Students expressed confusion and concern as to why the libraries needed consolidation in the first place. In addition to the space needs, Wu expanded upon the notion that having two separate library buildings results in administrative and research inefficiencies. According to Wu, Georgetown is the only law school with two separate library buildings. Walking to and from each library can prove frustrating for researchers and staff. When asked about repurposing parts of the older Williams building rather than the more modern Wolff, Wu noted that the Law Center has already received complaints about non-study uses of Williams producing extra noise, such as the handful of classrooms located in the building.
When asked about the Law Center’s interest in purchasing additional building space for a longer term solution to space issues, she said the administration is constantly looking at its options, which are sure to expand as the Capitol Crossing project nears its completion date of 2020. She added that the Law Center cannot purchase or lease property on its own. The School for Continuing Studies, located a few blocks up Massachusetts Avenue, is an appealing option, said Wu, but the property is currently leased, not owned, by the University.

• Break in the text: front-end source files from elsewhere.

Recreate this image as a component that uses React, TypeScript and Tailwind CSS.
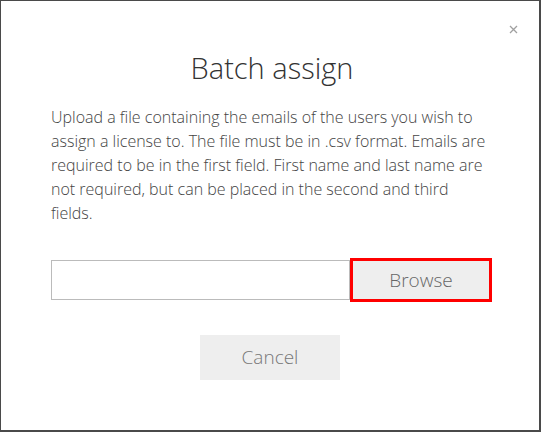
const BatchAssignDialog = () => {
  return (
    <div
      className="relative w-[541px] h-[432px] bg-white border-l border-t border-r-2 border-b-2 border-[#4a4a4a]"
      style={{ fontFamily: '"Open Sans", sans-serif' }}
    >
      {/* close */}
      <button className="absolute top-[22px] right-[20px] w-[12px] h-[12px] flex items-center justify-center">
        <svg width="9" height="9" viewBox="0 0 9 9">
          <path d="M1 1 L8 8 M8 1 L1 8" stroke="#a0a0a0" strokeWidth="1.3" />
        </svg>
      </button>

      <div className="pt-[48px] pl-[50px] pr-[46px]">
        <h1 className="text-center text-[29px] leading-[38px] font-light text-[#333]">
          Batch assign
        </h1>

        <p className="mt-[18px] text-[16px] leading-[24px] font-light text-[#444]">
          Upload a file containing the emails of the users you wish to assign a
          license to. The file must be in .csv format. Emails are required to be
          in the first field. First name and last name are not required, but can
          be placed in the second and third fields.
        </p>

        <div className="mt-[33px] mr-[1px] flex items-center">
          <input
            type="text"
            className="h-[40px] flex-1 border border-[#bbb] outline-none"
          />
          <button className="w-[142px] h-[44px] border-[3px] border-[#f00] bg-[#eee] text-[19px] font-light text-[#666]">
            Browse
          </button>
        </div>

        <div className="mt-[33px] mr-[4px] flex justify-center">
          <button className="w-[140px] h-[45px] bg-[#eee] text-[19px] font-light text-[#777]">
            Cancel
          </button>
        </div>
      </div>
    </div>
  );
};

export default function App() {
  return <BatchAssignDialog />;
}
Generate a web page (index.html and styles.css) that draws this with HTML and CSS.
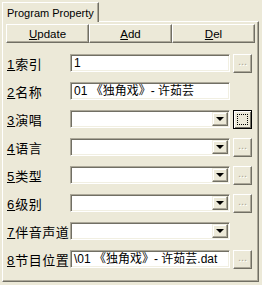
FILE: index.html
```html
<!DOCTYPE html>
<html lang="zh">
<head>
  <meta charset="UTF-8">
  <title>Program Property</title>
  <link rel="stylesheet" href="styles.css">
</head>
<body>
  <div class="tabbar">
    <div class="tab">Program Property</div>
  </div>
  <div class="panel">
    <div class="toolbar">
      <button class="btn"><u>U</u>pdate</button>
      <button class="btn"><u>A</u>dd</button>
      <button class="btn"><u>D</u>el</button>
    </div>

    <div class="fields">
      <div class="row">
        <label class="lbl"><u>1</u>索引</label>
        <div class="edit">1</div>
        <button class="more">...</button>
      </div>
      <div class="row">
        <label class="lbl"><u>2</u>名称</label>
        <div class="edit">01 《独角戏》- 许茹芸</div>
      </div>
      <div class="row">
        <label class="lbl"><u>3</u>演唱</label>
        <div class="edit combo"><span class="arrow"></span></div>
        <button class="more focused"><span class="focus-ring"></span></button>
      </div>
      <div class="row">
        <label class="lbl"><u>4</u>语言</label>
        <div class="edit combo"><span class="arrow"></span></div>
        <button class="more">...</button>
      </div>
      <div class="row">
        <label class="lbl"><u>5</u>类型</label>
        <div class="edit combo"><span class="arrow"></span></div>
        <button class="more">...</button>
      </div>
      <div class="row">
        <label class="lbl"><u>6</u>级别</label>
        <div class="edit combo"><span class="arrow"></span></div>
        <button class="more">...</button>
      </div>
      <div class="row">
        <label class="lbl"><u>7</u>伴音声道</label>
        <div class="edit combo"><span class="arrow"></span></div>
      </div>
      <div class="row">
        <label class="lbl"><u>8</u>节目位置</label>
        <div class="edit">\01 《独角戏》- 许茹芸.dat</div>
        <button class="more">...</button>
      </div>
    </div>
  </div>
</body>
</html>
```

FILE: styles.css
```css
* { box-sizing: border-box; }
body {
  margin: 0;
  width: 262px;
  height: 285px;
  background: #ece9d8;
  color: #000;
  font-family: 'Liberation Sans', 'Noto Sans CJK SC', sans-serif;
  font-size: 11px;
  overflow: hidden;
}
u {
  text-decoration: underline;
  text-underline-offset: 1px;
}

/* tab header */
.tabbar {
  padding: 2px 0 0 2px;
  height: 21px;
}
.tab {
  position: relative;
  z-index: 1;
  display: inline-block;
  height: 20px;
  padding: 3px 4px 0 4px;
  background: #ece9d8;
  border-top: 1px solid #fff;
  border-left: 1px solid #fff;
  border-right: 1px solid #716f64;
  box-shadow: inset -1px 0 #aca899;
  font-size: 11px;
  line-height: 14px;
}

/* panel */
.panel {
  margin-left: 2px;
  width: 257px;
  height: 261px;
  border: 1px solid;
  border-color: #fff #716f64 #716f64 #fff;
  box-shadow: inset -1px -1px #aca899;
}
.toolbar {
  display: grid;
  grid-template-columns: 1fr 1fr 1fr;
  margin: 2px 0 0 3px;
  width: 249px;
}
.btn {
  height: 19px;
  margin: 0;
  padding: 0;
  background: #ece9d8;
  border: 1px solid;
  border-color: #fff #716f64 #716f64 #fff;
  box-shadow: inset -1px -1px #aca899;
  font: inherit;
  font-size: 11.5px;
  color: #000;
}

/* rows */
.fields {
  margin-top: 6px;
  padding-left: 4px;
}
.row {
  display: flex;
  align-items: center;
  height: 28px;
}
.lbl {
  width: 63px;
  font-size: 13px;
  white-space: nowrap;
  letter-spacing: 0.5px;
}
.lbl u {
  letter-spacing: 1px;
}
.edit {
  position: relative;
  width: 160px;
  height: 18px;
  padding: 2px 0 0 3px;
  background: #fff;
  border: 1px solid;
  border-color: #aca899 #fff #fff #aca899;
  box-shadow: inset 1px 1px #716f64, inset -1px -1px #f1efe2;
  font-size: 12px;
  line-height: 13px;
  white-space: nowrap;
  overflow: hidden;
}
.arrow {
  position: absolute;
  right: 1px;
  top: 1px;
  width: 16px;
  height: 14px;
  background: #ece9d8;
  border: 1px solid;
  border-color: #f1efe2 #716f64 #716f64 #f1efe2;
  box-shadow: inset -1px -1px #aca899, inset 1px 1px #fff;
}
.arrow::after {
  content: '';
  position: absolute;
  left: 3px;
  top: 4px;
  border-left: 4px solid transparent;
  border-right: 4px solid transparent;
  border-top: 4px solid #000;
}
.more {
  position: relative;
  width: 19px;
  height: 19px;
  margin: 0 0 0 3px;
  padding: 0 0 3px;
  background: #ece9d8;
  border: 1px solid;
  border-color: #fff #716f64 #716f64 #fff;
  box-shadow: inset -1px -1px #aca899;
  font: inherit;
  font-size: 11px;
  line-height: 11px;
  color: #aca899;
  text-shadow: 1px 1px #fff;
}
.more.focused {
  border-color: #000;
  box-shadow: inset 1px 1px #fff, inset -1px -1px #716f64;
}
.focus-ring {
  position: absolute;
  left: 3px;
  top: 3px;
  right: 3px;
  bottom: 3px;
  border: 1px dotted #000;
}
```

During the statements section of the discussion, students repeatedly espoused the mental health benefits of having alternative and modern study spaces available to them, considering the study-intensive nature of law school. Others expressed frustration at the lack of specifics available to students, and the lack of transparency in making the decision to consolidate libraries in the first place. Students contextualized this lack of transparency with the high cost of law school tuition.
Dean Wu stated that more answers will surely be available after the conclusion of Shepley’s study, and until then, no timeline or start date for the changes could be announced.